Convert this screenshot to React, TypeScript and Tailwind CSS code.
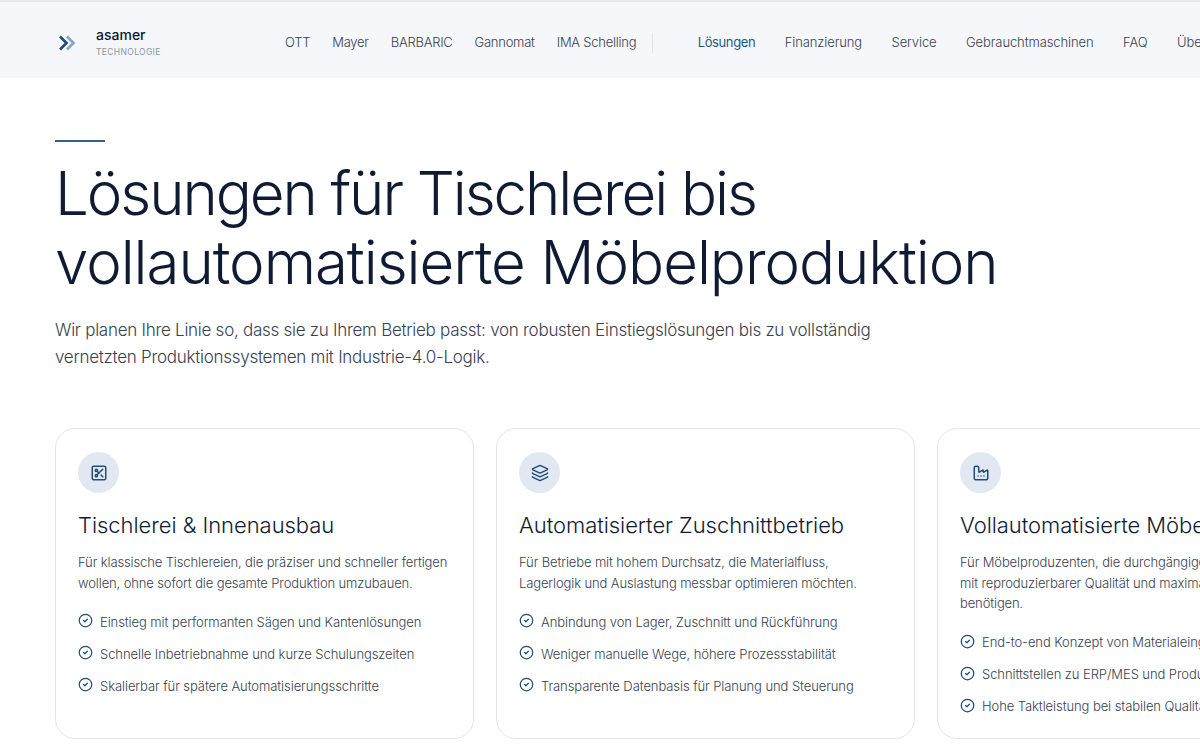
import { Layers, Factory, SquareScissors, CircleCheck } from "lucide-react";

const brands = ["OTT", "Mayer", "BARBARIC", "Gannomat", "IMA Schelling"];
const links = ["Finanzierung", "Service", "Gebrauchtmaschinen", "FAQ", "Über uns"];

const cards = [
  {
    Icon: SquareScissors,
    title: "Tischlerei & Innenausbau",
    text: ["Für klassische Tischlereien, die präziser und schneller fertigen", "wollen, ohne sofort die gesamte Produktion umzubauen."],
    items: ["Einstieg mit performanten Sägen und Kantenlösungen", "Schnelle Inbetriebnahme und kurze Schulungszeiten", "Skalierbar für spätere Automatisierungsschritte"],
  },
  {
    Icon: Layers,
    title: "Automatisierter Zuschnittbetrieb",
    text: ["Für Betriebe mit hohem Durchsatz, die Materialfluss,", "Lagerlogik und Auslastung messbar optimieren möchten."],
    items: ["Anbindung von Lager, Zuschnitt und Rückführung", "Weniger manuelle Wege, höhere Prozessstabilität", "Transparente Datenbasis für Planung und Steuerung"],
  },
  {
    Icon: Factory,
    title: "Vollautomatisierte Möbelproduktion",
    text: ["Für Möbelproduzenten, die durchgängige Prozesse", "mit reproduzierbarer Qualität und maximaler Leistung", "benötigen."],
    items: ["End-to-end Konzept von Materialeingang bis Versand", "Schnittstellen zu ERP/MES und Produktionsplanung", "Hohe Taktleistung bei stabilen Qualitätswerten"],
  },
];

export default function App() {
  return (
    <div className="w-[1200px] h-[750px] overflow-hidden bg-white font-['Inter','Liberation_Sans',sans-serif]">
      <header className="h-[78px] border-t-2 border-[#e4e7ee] bg-[#f5f7fb] flex items-center pl-[55px] pt-[5px] whitespace-nowrap">
        <div className="flex items-center w-[230px] shrink-0">
          <svg width="24" height="24" viewBox="0 0 24 24" fill="none" strokeWidth="2.6">
            <path d="M5 5.5 L11.5 12 L5 18.5" stroke="#1c4a80" />
            <path d="M12 5.5 L18.5 12 L12 18.5" stroke="#86a3c4" />
          </svg>
          <div className="ml-[17px]">
            <div className="text-[14px] leading-[18px] font-medium text-[#0f172a]">asamer</div>
            <div className="text-[8.5px] leading-[14px] mt-[1px] text-[#8a93a0] tracking-[0.35px]">TECHNOLOGIE</div>
          </div>
        </div>
        <nav className="flex items-center text-[13px] font-light text-[#374151]">
          <div className="flex items-center gap-[22px] pr-[16px] border-r border-[#dfe3ea] h-[20px] tracking-[-0.25px]">
            {brands.map((b) => (
              <span key={b}>{b}</span>
            ))}
          </div>
          <div className="flex items-center gap-[29.5px] ml-[44.5px] tracking-[-0.1px]">
            <span className="text-[#1f5a85] font-normal tracking-[-0.4px]">Lösungen</span>
            {links.map((l) => (
              <span key={l}>{l}</span>
            ))}
          </div>
        </nav>
      </header>

      <main className="pl-[55px]">
        <div className="w-[50px] h-[2px] bg-[#2f6090] mt-[62px]" />
        <h1 className="mt-[17px] text-[60px] leading-[69px] font-light text-[#0f1b33] whitespace-nowrap">
          <span className="tracking-[-2.07px]">Lösungen für Tischlerei bis</span>
          <br />
          <span className="tracking-[-1.05px]">vollautomatisierte Möbelproduktion</span>
        </h1>
        <p className="mt-[20px] text-[17px] leading-[27px] font-light text-[#374151] tracking-[-0.27px] whitespace-nowrap">
          Wir planen Ihre Linie so, dass sie zu Ihrem Betrieb passt: von robusten Einstiegslösungen bis zu vollständig
          <br />
          vernetzten Produktionssystemen mit Industrie-4.0-Logik.
        </p>

        <div className="flex gap-[22px] mt-[57px] w-[1400px]">
          {cards.map(({ Icon, title, text, items }) => (
            <section key={title} className="w-[419px] h-[311px] shrink-0 rounded-[20px] border border-[#e2e5ea] bg-white px-[22px] pt-[23px] overflow-hidden whitespace-nowrap">
              <div className="w-[41px] h-[41px] rounded-full bg-[#e1e8f2] flex items-center justify-center">
                <Icon size={18} strokeWidth={2} className="text-[#1f4e79]" />
              </div>
              <h2 className="mt-[17px] text-[22px] leading-[30px] font-light text-[#0f1b33] tracking-[-0.05px]">{title}</h2>
              <p className="mt-[12px] text-[13px] leading-[20.7px] font-light text-[#374151] tracking-[-0.12px]">
                {text.map((t) => (
                  <span key={t} className="block">{t}</span>
                ))}
              </p>
              <ul className="mt-[18px] flex flex-col gap-[10px]">
                {items.map((i) => (
                  <li key={i} className="flex items-center h-[22px] text-[13px] font-light text-[#374151] tracking-[-0.08px]">
                    <CircleCheck size={15} strokeWidth={2} className="text-[#1f4e79] shrink-0 mr-[7px] -mt-[3px]" />
                    {i}
                  </li>
                ))}
              </ul>
            </section>
          ))}
        </div>
      </main>
    </div>
  );
}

· · · · ·

Every line is to be duplicated exactly, though pictures stay out.

*Response to the task:*
Convert this screenshot to React, TypeScript and Tailwind CSS code.
import { Layers, Factory, SquareScissors, CircleCheck } from "lucide-react";

const brands = ["OTT", "Mayer", "BARBARIC", "Gannomat", "IMA Schelling"];
const links = ["Finanzierung", "Service", "Gebrauchtmaschinen", "FAQ", "Über uns"];

const cards = [
  {
    Icon: SquareScissors,
    title: "Tischlerei & Innenausbau",
    text: ["Für klassische Tischlereien, die präziser und schneller fertigen", "wollen, ohne sofort die gesamte Produktion umzubauen."],
    items: ["Einstieg mit performanten Sägen und Kantenlösungen", "Schnelle Inbetriebnahme und kurze Schulungszeiten", "Skalierbar für spätere Automatisierungsschritte"],
  },
  {
    Icon: Layers,
    title: "Automatisierter Zuschnittbetrieb",
    text: ["Für Betriebe mit hohem Durchsatz, die Materialfluss,", "Lagerlogik und Auslastung messbar optimieren möchten."],
    items: ["Anbindung von Lager, Zuschnitt und Rückführung", "Weniger manuelle Wege, höhere Prozessstabilität", "Transparente Datenbasis für Planung und Steuerung"],
  },
  {
    Icon: Factory,
    title: "Vollautomatisierte Möbelproduktion",
    text: ["Für Möbelproduzenten, die durchgängige Prozesse", "mit reproduzierbarer Qualität und maximaler Leistung", "benötigen."],
    items: ["End-to-end Konzept von Materialeingang bis Versand", "Schnittstellen zu ERP/MES und Produktionsplanung", "Hohe Taktleistung bei stabilen Qualitätswerten"],
  },
];

export default function App() {
  return (
    <div className="w-[1200px] h-[750px] overflow-hidden bg-white font-['Inter','Liberation_Sans',sans-serif]">
      <header className="h-[78px] border-t-2 border-[#e4e7ee] bg-[#f5f7fb] flex items-center pl-[55px] pt-[5px] whitespace-nowrap">
        <div className="flex items-center w-[230px] shrink-0">
          <svg width="24" height="24" viewBox="0 0 24 24" fill="none" strokeWidth="2.6">
            <path d="M5 5.5 L11.5 12 L5 18.5" stroke="#1c4a80" />
            <path d="M12 5.5 L18.5 12 L12 18.5" stroke="#86a3c4" />
          </svg>
          <div className="ml-[17px]">
            <div className="text-[14px] leading-[18px] font-medium text-[#0f172a]">asamer</div>
            <div className="text-[8.5px] leading-[14px] mt-[1px] text-[#8a93a0] tracking-[0.35px]">TECHNOLOGIE</div>
          </div>
        </div>
        <nav className="flex items-center text-[13px] font-light text-[#374151]">
          <div className="flex items-center gap-[22px] pr-[16px] border-r border-[#dfe3ea] h-[20px] tracking-[-0.25px]">
            {brands.map((b) => (
              <span key={b}>{b}</span>
            ))}
          </div>
          <div className="flex items-center gap-[29.5px] ml-[44.5px] tracking-[-0.1px]">
            <span className="text-[#1f5a85] font-normal tracking-[-0.4px]">Lösungen</span>
            {links.map((l) => (
              <span key={l}>{l}</span>
            ))}
          </div>
        </nav>
      </header>

      <main className="pl-[55px]">
        <div className="w-[50px] h-[2px] bg-[#2f6090] mt-[62px]" />
        <h1 className="mt-[17px] text-[60px] leading-[69px] font-light text-[#0f1b33] whitespace-nowrap">
          <span className="tracking-[-2.07px]">Lösungen für Tischlerei bis</span>
          <br />
          <span className="tracking-[-1.05px]">vollautomatisierte Möbelproduktion</span>
        </h1>
        <p className="mt-[20px] text-[17px] leading-[27px] font-light text-[#374151] tracking-[-0.27px] whitespace-nowrap">
          Wir planen Ihre Linie so, dass sie zu Ihrem Betrieb passt: von robusten Einstiegslösungen bis zu vollständig
          <br />
          vernetzten Produktionssystemen mit Industrie-4.0-Logik.
        </p>

        <div className="flex gap-[22px] mt-[57px] w-[1400px]">
          {cards.map(({ Icon, title, text, items }) => (
            <section key={title} className="w-[419px] h-[311px] shrink-0 rounded-[20px] border border-[#e2e5ea] bg-white px-[22px] pt-[23px] overflow-hidden whitespace-nowrap">
              <div className="w-[41px] h-[41px] rounded-full bg-[#e1e8f2] flex items-center justify-center">
                <Icon size={18} strokeWidth={2} className="text-[#1f4e79]" />
              </div>
              <h2 className="mt-[17px] text-[22px] leading-[30px] font-light text-[#0f1b33] tracking-[-0.05px]">{title}</h2>
              <p className="mt-[12px] text-[13px] leading-[20.7px] font-light text-[#374151] tracking-[-0.12px]">
                {text.map((t) => (
                  <span key={t} className="block">{t}</span>
                ))}
              </p>
              <ul className="mt-[18px] flex flex-col gap-[10px]">
                {items.map((i) => (
                  <li key={i} className="flex items-center h-[22px] text-[13px] font-light text-[#374151] tracking-[-0.08px]">
                    <CircleCheck size={15} strokeWidth={2} className="text-[#1f4e79] shrink-0 mr-[7px] -mt-[3px]" />
                    {i}
                  </li>
                ))}
              </ul>
            </section>
          ))}
        </div>
      </main>
    </div>
  );
}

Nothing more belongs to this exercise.